Read through the entries below and return each line with the word "page".

====== Entries

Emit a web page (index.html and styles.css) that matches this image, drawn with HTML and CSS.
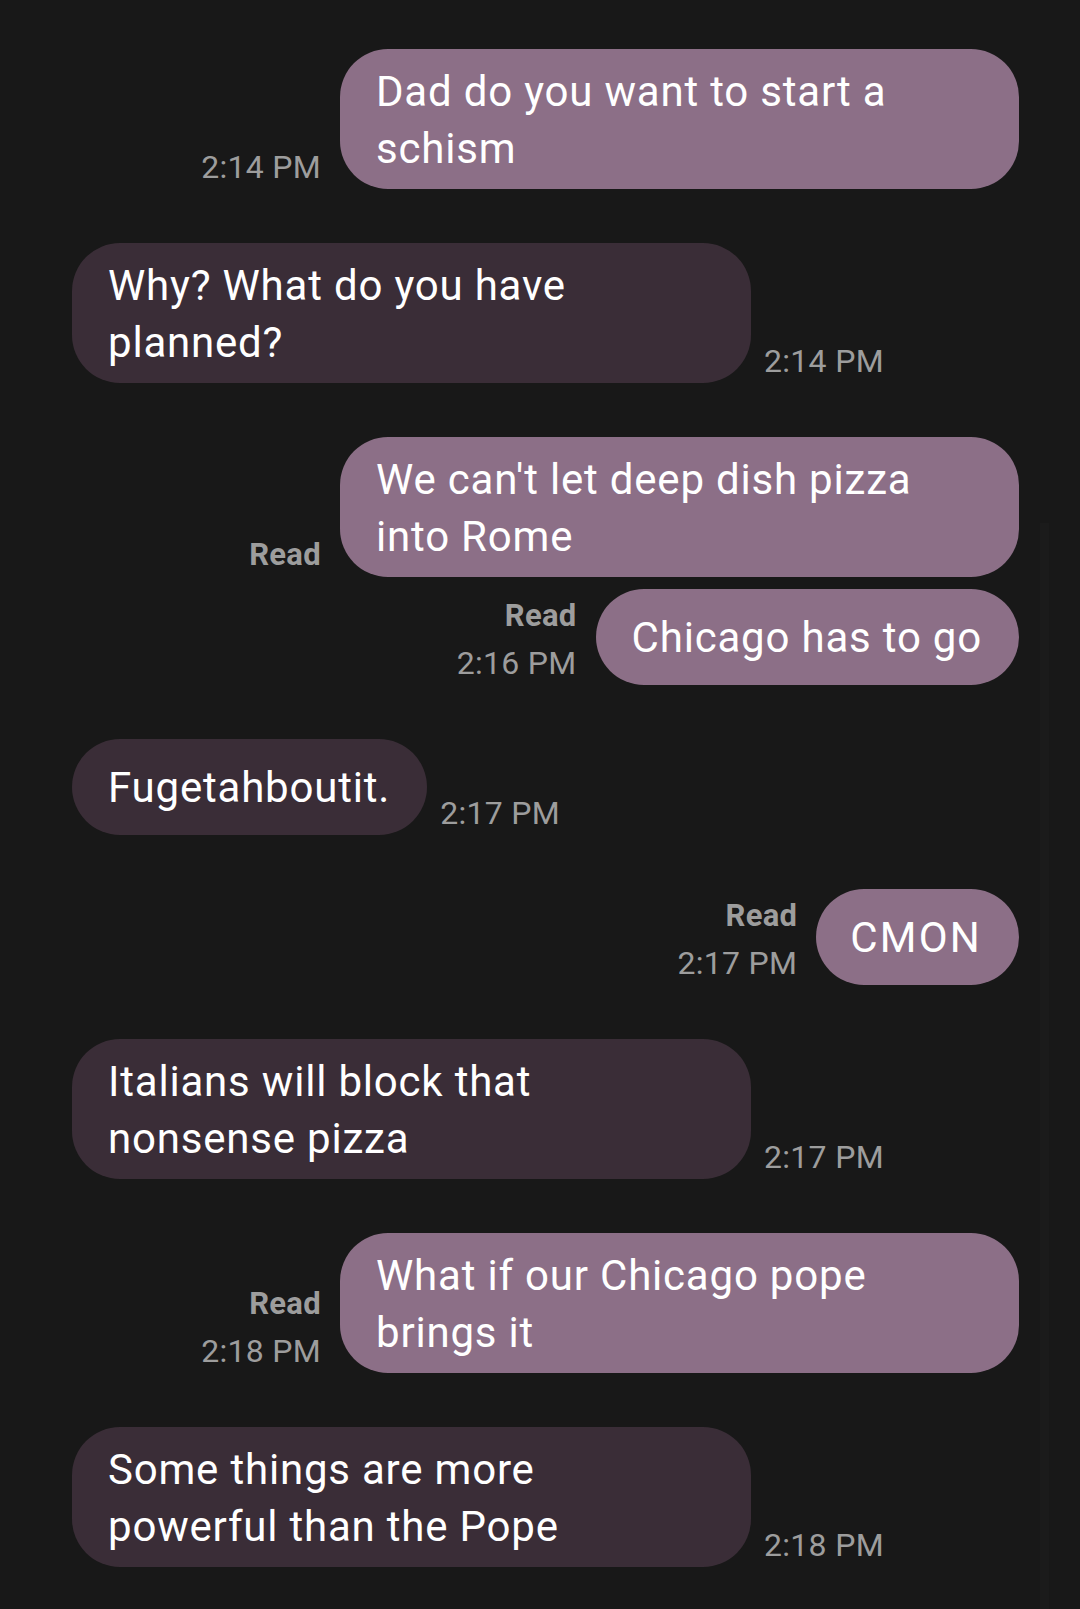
FILE: index.html
```html
<!DOCTYPE html>
<html lang="en">
<head>
<meta charset="utf-8">
<title>Messages</title>
<link rel="stylesheet" href="styles.css">
</head>
<body>
<main class="thread">
  <div class="row sent">
    <div class="meta"><span class="time">2:14 PM</span></div>
    <div class="bubble wide">Dad do you want to start a<br>schism</div>
  </div>

  <div class="row recv">
    <div class="bubble wide">Why? What do you have<br>planned?</div>
    <div class="meta"><span class="time">2:14 PM</span></div>
  </div>

  <div class="row sent">
    <div class="meta"><span class="read">Read</span></div>
    <div class="bubble wide">We can't let deep dish pizza<br>into Rome</div>
  </div>

  <div class="row sent grouped">
    <div class="meta"><span class="read">Read</span><span class="time">2:16 PM</span></div>
    <div class="bubble">Chicago has to go</div>
  </div>

  <div class="row recv">
    <div class="bubble">Fugetahboutit.</div>
    <div class="meta"><span class="time">2:17 PM</span></div>
  </div>

  <div class="row sent">
    <div class="meta"><span class="read">Read</span><span class="time">2:17 PM</span></div>
    <div class="bubble caps">CMON</div>
  </div>

  <div class="row recv">
    <div class="bubble wide">Italians will block that<br>nonsense pizza</div>
    <div class="meta"><span class="time">2:17 PM</span></div>
  </div>

  <div class="row sent">
    <div class="meta"><span class="read">Read</span><span class="time">2:18 PM</span></div>
    <div class="bubble wide">What if our Chicago pope<br>brings it</div>
  </div>

  <div class="row recv">
    <div class="bubble wide">Some things are more<br>powerful than the Pope</div>
    <div class="meta"><span class="time">2:18 PM</span></div>
  </div>
</main>
<div class="scrollbar"></div>
</body>
</html>
```
FILE: styles.css
```css
html, body {
  margin: 0;
  padding: 0;
  background: #181818;
}

body {
  position: relative;
  min-height: 1609px;
  font-family: Roboto, "Noto Sans", "Liberation Sans", sans-serif;
  color: #ffffff;
  overflow: hidden;
}

.thread {
  display: flex;
  flex-direction: column;
  gap: 54px;
  padding: 49px 61px 0 72px;
}

.row {
  display: flex;
  align-items: flex-end;
}

.row.grouped {
  margin-top: -42px;
}

.row.sent {
  justify-content: flex-end;
}

.row.recv {
  justify-content: flex-start;
}

.bubble {
  box-sizing: border-box;
  min-height: 96px;
  padding: 13px 37px 13px 36px;
  border-radius: 48px;
  font-size: 42px;
  line-height: 57px;
  letter-spacing: 0.8px;
  display: flex;
  align-items: center;
  white-space: nowrap;
}

.bubble.wide {
  width: 679px;
  display: block;
  white-space: normal;
  padding-top: 14px;
  padding-bottom: 12px;
}

.bubble.caps {
  letter-spacing: 2.2px;
  padding-left: 34px;
}

.sent .bubble {
  background: #8c6f87;
}

.recv .bubble {
  background: #3a2d37;
}

.meta {
  display: flex;
  flex-direction: column;
  color: #9d9d9d;
  padding-bottom: 1px;
}

.sent .meta {
  align-items: flex-end;
  margin-right: 19px;
}

.recv .meta {
  align-items: flex-start;
  margin-left: 13px;
}

.time {
  font-size: 32px;
  line-height: 42px;
  letter-spacing: 0.3px;
}

.read {
  font-size: 31px;
  line-height: 42px;
  font-weight: 700;
  letter-spacing: 0.3px;
}

.read + .time {
  margin-top: 5px;
}

.scrollbar {
  position: absolute;
  top: 523px;
  right: 31px;
  width: 9px;
  bottom: 0;
  background: #1b1b1b;
}
```
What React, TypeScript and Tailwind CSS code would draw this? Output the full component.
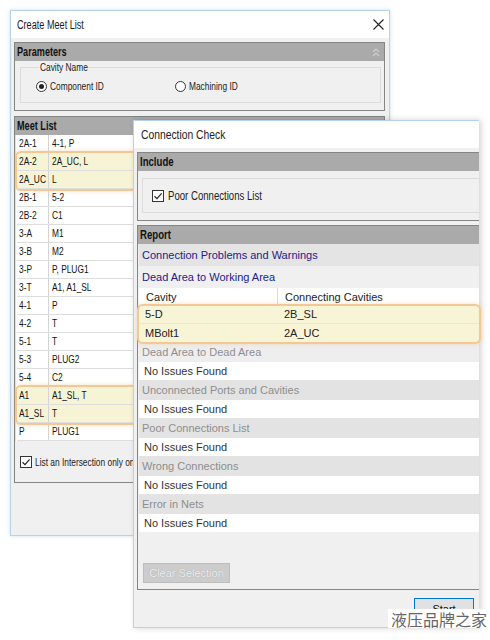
import React from 'react';

const sans = "font-['Liberation_Sans',Arial,sans-serif]";

// the screenshot is squeezed sideways; window 1 more than window 2
const Sq = ({ children, k = 'w1' }: { children: React.ReactNode; k?: 'w1' | 'w2' | 'hd' }) => (
    <span
        className={`inline-block origin-left whitespace-nowrap ${
            k === 'w1' ? 'scale-x-[0.76]' : k === 'w2' ? 'scale-x-[0.86]' : 'scale-x-[0.8]'
        }`}
    >
        {children}
    </span>
);

type MeetGroup = { hl: boolean; rows: [string, string][] };

const meetGroups: MeetGroup[] = [
    { hl: false, rows: [['2A-1', '4-1, P']] },
    { hl: true, rows: [['2A-2', '2A_UC, L'], ['2A_UC', 'L']] },
    {
        hl: false,
        rows: [
            ['2B-1', '5-2'], ['2B-2', 'C1'], ['3-A', 'M1'], ['3-B', 'M2'], ['3-P', 'P, PLUG1'],
            ['3-T', 'A1, A1_SL'], ['4-1', 'P'], ['4-2', 'T'], ['5-1', 'T'], ['5-3', 'PLUG2'], ['5-4', 'C2'],
        ],
    },
    { hl: true, rows: [['A1', 'A1_SL, T'], ['A1_SL', 'T']] },
    { hl: false, rows: [['P', 'PLUG1']] },
];

const sections = [
    { title: 'Dead Area to Dead Area', light: true },
    { title: 'Unconnected Ports and Cavities', light: false },
    { title: 'Poor Connections List', light: false },
    { title: 'Wrong Connections', light: false },
    { title: 'Error in Nets', light: false },
];

const Radio = ({ checked }: { checked?: boolean }) => (
    <span className="w-[11px] h-[11px] rounded-full border border-[#333] bg-white flex items-center justify-center shrink-0">
        {checked && <span className="w-[5px] h-[5px] rounded-full bg-[#222]" />}
    </span>
);

const Check = () => (
    <span className="w-[12px] h-[12px] border border-[#333] bg-white flex items-center justify-center shrink-0">
        <svg width="10" height="10" viewBox="0 0 10 10">
            <path d="M1.5 5.2 L4 7.6 L8.6 2.4" fill="none" stroke="#222" strokeWidth="1.2" />
        </svg>
    </span>
);

const PanelHeader = ({ title, k, collapse }: { title: string; k: 'w1' | 'hd'; collapse?: boolean }) => (
    <div className="h-[18px] bg-[#aaaaaa] flex items-center justify-between pl-[2px] pr-[4px]">
        <span className={`${sans} text-[12px] font-bold text-[#111]`}>
            <Sq k={k}>{title}</Sq>
        </span>
        {collapse && (
            <svg width="8" height="9" viewBox="0 0 8 9">
                <path d="M1 4 L4 1 L7 4 M1 8 L4 5 L7 8" fill="none" stroke="#cfcfcf" strokeWidth="1.2" />
            </svg>
        )}
    </div>
);

const CreateMeetList = () => (
    <div className="absolute z-[1] left-[10px] top-[10px] w-[380px] h-[526px] border border-[#b8d2ee] bg-[#f0f0f0] flex flex-col shadow-[0_0_4px_rgba(120,160,210,0.35)]">
        <div className="h-[27px] bg-white flex items-center justify-between pl-[6px] pr-[5px]">
            <span className={`${sans} text-[12px] text-[#1a1a1a]`}>
                <Sq>Create Meet List</Sq>
            </span>
            <svg width="11" height="11" viewBox="0 0 11 11">
                <path d="M0.5 0.5 L10.5 10.5 M10.5 0.5 L0.5 10.5" stroke="#222" strokeWidth="1.1" />
            </svg>
        </div>
        <div className="flex flex-col pl-[3px] pr-[4px] pt-[4px]">
            {/* Parameters */}
            <div className="h-[69px] border border-[#858585] flex flex-col">
                <PanelHeader title="Parameters" k="w1" collapse />
                <div className="pl-[5px] pr-[3px]">
                    <fieldset className="h-[42px] border border-[#dcdcdc] px-[15px]">
                        <legend className={`${sans} text-[11px] leading-[12px] text-[#222] ml-[3px] px-[1px] w-[38px] overflow-visible`}>
                            <Sq>Cavity Name</Sq>
                        </legend>
                        <div className={`${sans} text-[11px] text-[#222] flex items-center h-[14px] mt-[6px]`}>
                            <span className="w-[139px] flex items-center gap-[3px]">
                                <Radio checked /> <Sq>Component ID</Sq>
                            </span>
                            <span className="flex items-center gap-[3px]">
                                <Radio /> <Sq>Machining ID</Sq>
                            </span>
                        </div>
                    </fieldset>
                </div>
            </div>

            {/* Meet List */}
            <div className="mt-[5px] h-[367px] border border-[#858585] flex flex-col">
                <PanelHeader title="Meet List" k="w1" />
                <div className="pl-[1px] bg-white border-l border-[#e0e0e0]">
                    {meetGroups.map((g, gi) => (
                        <div
                            key={gi}
                            className={g.hl ? 'relative z-[1] rounded-[4px] bg-[#f6f4d4] ring-2 ring-[#f2c896] shadow-[0_0_4px_2px_rgba(240,190,130,0.5)]' : ''}
                        >
                            {g.rows.map(([a, b]) => (
                                <div key={a} className={`${sans} text-[11px] text-[#111] h-[18px] flex items-center border-b border-[#dedede]`}>
                                    <span className="w-[32px] h-full flex items-center pl-[2px] border-r border-[#d4d4d4]">
                                        <Sq>{a}</Sq>
                                    </span>
                                    <span className="pl-[3px]">
                                        <Sq>{b}</Sq>
                                    </span>
                                </div>
                            ))}
                        </div>
                    ))}
                </div>
                <div className={`${sans} text-[11px] text-[#222] flex items-center gap-[3px] pl-[5px] mt-[14px] h-[14px]`}>
                    <Check /> <Sq>List an Intersection only once</Sq>
                </div>
            </div>
        </div>
    </div>
);

const ConnectionCheck = () => (
    <div className="absolute z-[2] left-[133px] top-[120px] w-[346px] h-[508px] border-l border-t border-b border-[#b8d2ee] bg-[#f0f0f0] flex flex-col shadow-[2px_0_6px_rgba(0,0,0,0.18)]">
        <div className="h-[27px] bg-white flex items-center pl-[7px]">
            <span className={`${sans} text-[12px] text-[#222]`}>
                <Sq k="w2">Connection Check</Sq>
            </span>
        </div>
        <div className="flex flex-col pl-[3px] pt-[4px]">
            {/* Include */}
            <div className="h-[69px] border border-r-0 border-[#858585] flex flex-col">
                <PanelHeader title="Include" k="hd" />
                <div className="pl-[4px] pt-[7px]">
                    <div className="h-[35px] border border-r-0 border-[#dcdcdc] flex items-center pl-[9px] gap-[4px]">
                        <Check />
                        <span className={`${sans} text-[12px] text-[#222]`}>
                            <Sq k="hd">Poor Connections List</Sq>
                        </span>
                    </div>
                </div>
            </div>

            {/* Report */}
            <div className="mt-[4px] h-[365px] border border-r-0 border-[#858585] flex flex-col">
                <PanelHeader title="Report" k="hd" />
                <div className={`${sans} text-[11px] pl-[1px]`}>
                    <div className="h-[22px] bg-[#e4e4e4] flex items-center pl-[3px] text-[#22228a]">Connection Problems and Warnings</div>
                    <div className="h-[22px] bg-[#f0f0f0] flex items-center pl-[3px] text-[#22228a]">Dead Area to Working Area</div>
                    <div className="h-[18px] bg-white flex items-center text-[#222]">
                        <span className="w-[139px] h-full flex items-center pl-[7px] border-r border-[#dcdcdc]">Cavity</span>
                        <span className="pl-[7px]">Connecting Cavities</span>
                    </div>
                    <div className="relative z-[1] rounded-[4px] bg-[#f7f5d6] ring-2 ring-[#f2c896] shadow-[0_0_4px_2px_rgba(240,190,130,0.5)] text-[#222]">
                        <div className="h-[18px] flex items-center border-b border-[#eceacc]">
                            <span className="w-[139px] pl-[6px]">5-D</span>
                            <span className="pl-[6px]">2B_SL</span>
                        </div>
                        <div className="h-[18px] flex items-center">
                            <span className="w-[139px] pl-[6px]">MBolt1</span>
                            <span className="pl-[6px]">2A_UC</span>
                        </div>
                    </div>
                    {sections.map((s) => (
                        <div key={s.title}>
                            <div className={`h-[20px] flex items-center pl-[3px] text-[#8e8e8e] ${s.light ? 'bg-[#eeeeee]' : 'bg-[#e3e3e3]'}`}>{s.title}</div>
                            <div className="h-[18px] bg-white flex items-center pl-[5px] text-[#333]">No Issues Found</div>
                        </div>
                    ))}
                </div>
                <div className="mt-[31px] pl-[5px]">
                    <div className={`${sans} w-[87px] h-[20px] bg-[#cccccc] border border-[#bdbdbd] flex items-center justify-center text-[11px] text-[#eeeeee] [text-shadow:0_0_1px_#9a9a9a]`}>
                        Clear Selection
                    </div>
                </div>
            </div>

            <div className="flex justify-end pr-[5px] mt-[8px]">
                <div className={`${sans} w-[60px] h-[22px] bg-[#e1e1e1] border border-[#0078d7] flex justify-center pt-[2px] text-[11px] text-[#111]`}>
                    Start
                </div>
            </div>
        </div>
    </div>
);

export default function App() {
    return (
        <div className="relative w-[490px] h-[640px] bg-white overflow-hidden">
            <CreateMeetList />
            <ConnectionCheck />
            <div className="absolute z-[3] left-[388px] top-[609px] w-[102px] h-[19px] bg-white flex items-center justify-center">
                <span className="font-['Noto_Sans_CJK_SC',sans-serif] text-[16px] leading-none text-[#666]">液压品牌之家</span>
            </div>
        </div>
    );
}
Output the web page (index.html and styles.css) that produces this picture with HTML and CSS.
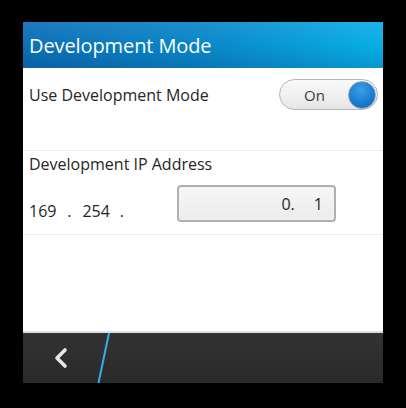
FILE: index.html
```html
<!DOCTYPE html>
<html>
<head>
<meta charset="utf-8">
<link rel="stylesheet" href="styles.css">
</head>
<body>
<div class="screen">
  <header class="titlebar">Development Mode</header>
  <main class="content">
    <section class="row row-toggle">
      <span class="label">Use Development Mode</span>
      <div class="toggle"><span class="toggle-text">On</span><span class="knob"></span></div>
    </section>
    <section class="row row-ip">
      <div class="label">Development IP Address</div>
      <div class="ip-line">
        <span class="octet">169</span><span class="dot dot-a">.</span><span class="octet">254</span><span class="dot dot-b">.</span>
        <div class="ip-input"><span>0.</span><span class="last">1</span></div>
      </div>
    </section>
  </main>
  <footer class="actionbar">
    <div class="back">
      <svg width="16" height="22" viewBox="0 0 16 22"><path d="M12 3 L4 11 L12 19" fill="none" stroke="#e8e8e8" stroke-width="3.6" stroke-linecap="round" stroke-linejoin="round"/></svg>
    </div>
    <svg class="divider" width="14" height="50" viewBox="0 0 14 50"><line x1="12" y1="0" x2="1.5" y2="50" stroke="#2fb0e6" stroke-width="2"/></svg>
  </footer>
</div>
</body>
</html>
```
FILE: styles.css
```css
html, body {
  margin: 0;
  padding: 0;
  background: #000;
  width: 406px;
  height: 408px;
  overflow: hidden;
}
.screen {
  margin: 22px 0 0 23px;
  width: 360px;
  height: 361px;
  display: flex;
  flex-direction: column;
  font-family: "Open Sans", "Noto Sans", sans-serif;
  background: #fff;
}
.titlebar {
  height: 46px;
  box-sizing: border-box;
  padding: 10px 0 0 6px;
  color: #fff;
  font-size: 20px;
  line-height: 28px;
  letter-spacing: -0.1px;
  background:
    linear-gradient(180deg, rgba(255,255,255,0.08) 0%, rgba(0,0,0,0) 50%, rgba(0,0,40,0.12) 100%),
    linear-gradient(90deg, #0c6fb6 0%, #0a87c9 50%, #09aee6 100%);
}
.content {
  flex: 1;
  display: flex;
  flex-direction: column;
  background: #fff;
  border-bottom: 2px solid #dedede;
}
.row {
  border-bottom: 1px solid #ececec;
  padding: 0 6px;
  color: #262626;
  font-size: 16px;
}
.row-toggle {
  height: 83px;
  box-sizing: border-box;
  display: flex;
  justify-content: space-between;
  align-items: flex-start;
  padding-top: 11px;
  padding-right: 5px;
}
.row-toggle .label {
  line-height: 32px;
}
.toggle {
  width: 99px;
  height: 31px;
  box-sizing: border-box;
  border: 1px solid #b4b4b4;
  border-radius: 16px;
  background: linear-gradient(180deg, #fafafa 0%, #e6e6e6 100%);
  display: flex;
  align-items: center;
  justify-content: space-between;
  padding: 0 1px 0 24px;
}
.toggle-text {
  color: #3a3a3a;
  font-size: 15px;
}
.knob {
  width: 28px;
  height: 28px;
  box-sizing: border-box;
  border-radius: 50%;
  border: 1px solid #8aa7bf;
  background: radial-gradient(circle at 45% 30%, #3d9fe4 0%, #1a7ed0 55%, #0b64b3 100%);
}
.row-ip {
  height: 84px;
  box-sizing: border-box;
  padding-top: 2px;
}
.row-ip .label {
  line-height: 22px;
}
.ip-line {
  display: flex;
  align-items: center;
  margin-top: 10px;
}
.octet, .dot {
  line-height: 20px;
  margin-top: 14px;
}
.dot {
  text-align: center;
}
.dot-a { width: 26px; }
.dot-b { width: 24px; }
.ip-input {
  margin-left: 43px;
  width: 159px;
  height: 37px;
  box-sizing: border-box;
  border: 2px solid #b0b0b0;
  border-radius: 4px;
  background: linear-gradient(180deg, #f7f7f7 0%, #ebebeb 100%);
  box-shadow: inset 0 0 0 1px #f2f2f2;
  display: flex;
  justify-content: flex-end;
  align-items: center;
  padding-right: 11px;
  color: #262626;
  font-size: 16px;
}
.ip-input .last {
  margin-left: 19px;
}
.actionbar {
  height: 50px;
  display: flex;
  align-items: stretch;
  background: linear-gradient(180deg, #323232 0%, #2a2a2a 100%);
}
.back {
  width: 74px;
  display: flex;
  align-items: center;
  justify-content: center;
  padding-left: 2px;
  box-sizing: border-box;
}
.divider {
  display: block;
}
```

============

• _Exercise response_:
Emit a web page (index.html and styles.css) that matches this image, drawn with HTML and CSS.
Output the web page (index.html and styles.css) that produces this picture with HTML and CSS.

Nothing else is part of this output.